__EXERCISE DESCRIPTION__
Write the count of lines that contain the word "page" and nothing else.

--- --- ---

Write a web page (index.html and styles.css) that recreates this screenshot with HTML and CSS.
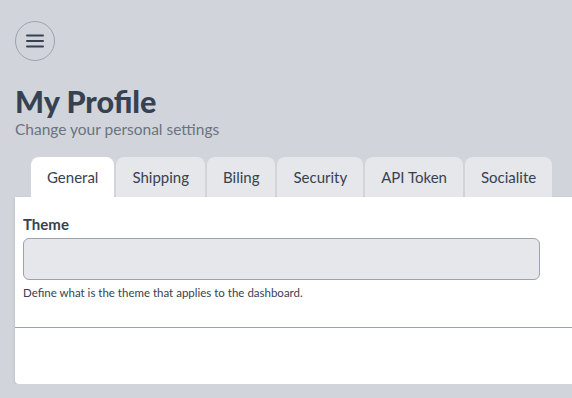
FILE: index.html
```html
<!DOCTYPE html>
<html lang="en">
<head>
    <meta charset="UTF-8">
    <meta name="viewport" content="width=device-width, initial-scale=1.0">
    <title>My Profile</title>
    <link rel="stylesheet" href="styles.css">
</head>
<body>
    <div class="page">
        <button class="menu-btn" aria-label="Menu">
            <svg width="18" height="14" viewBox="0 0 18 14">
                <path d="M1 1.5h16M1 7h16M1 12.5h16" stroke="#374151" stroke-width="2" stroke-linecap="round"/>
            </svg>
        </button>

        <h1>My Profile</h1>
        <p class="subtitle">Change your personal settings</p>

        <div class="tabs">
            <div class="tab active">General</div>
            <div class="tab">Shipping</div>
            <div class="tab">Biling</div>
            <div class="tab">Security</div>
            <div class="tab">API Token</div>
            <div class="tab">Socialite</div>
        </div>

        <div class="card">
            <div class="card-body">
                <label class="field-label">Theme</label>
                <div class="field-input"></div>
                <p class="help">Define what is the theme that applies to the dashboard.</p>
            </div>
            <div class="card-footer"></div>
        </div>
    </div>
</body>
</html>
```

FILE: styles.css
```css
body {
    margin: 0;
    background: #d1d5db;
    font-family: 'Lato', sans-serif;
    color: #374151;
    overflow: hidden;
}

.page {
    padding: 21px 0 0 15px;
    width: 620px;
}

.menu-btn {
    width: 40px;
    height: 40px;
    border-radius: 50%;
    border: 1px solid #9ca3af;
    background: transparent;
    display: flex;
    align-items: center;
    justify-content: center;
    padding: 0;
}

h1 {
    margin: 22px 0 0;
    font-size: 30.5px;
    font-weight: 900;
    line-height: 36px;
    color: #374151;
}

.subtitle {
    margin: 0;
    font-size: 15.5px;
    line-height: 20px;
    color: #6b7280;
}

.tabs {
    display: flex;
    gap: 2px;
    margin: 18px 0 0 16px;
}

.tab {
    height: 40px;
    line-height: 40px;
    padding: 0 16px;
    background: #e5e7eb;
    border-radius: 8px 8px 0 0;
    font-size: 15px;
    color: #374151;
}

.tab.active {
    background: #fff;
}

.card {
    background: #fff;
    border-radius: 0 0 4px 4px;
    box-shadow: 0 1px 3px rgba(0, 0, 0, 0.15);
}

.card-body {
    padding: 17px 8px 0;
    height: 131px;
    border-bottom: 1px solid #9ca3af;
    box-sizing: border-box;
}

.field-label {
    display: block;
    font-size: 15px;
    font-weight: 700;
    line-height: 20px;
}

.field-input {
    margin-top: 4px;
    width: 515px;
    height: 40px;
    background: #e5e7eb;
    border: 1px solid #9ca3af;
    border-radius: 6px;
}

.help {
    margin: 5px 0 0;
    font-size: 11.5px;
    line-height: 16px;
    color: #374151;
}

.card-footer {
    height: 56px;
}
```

--- --- ---

__EXERCISE RESPONSE__
3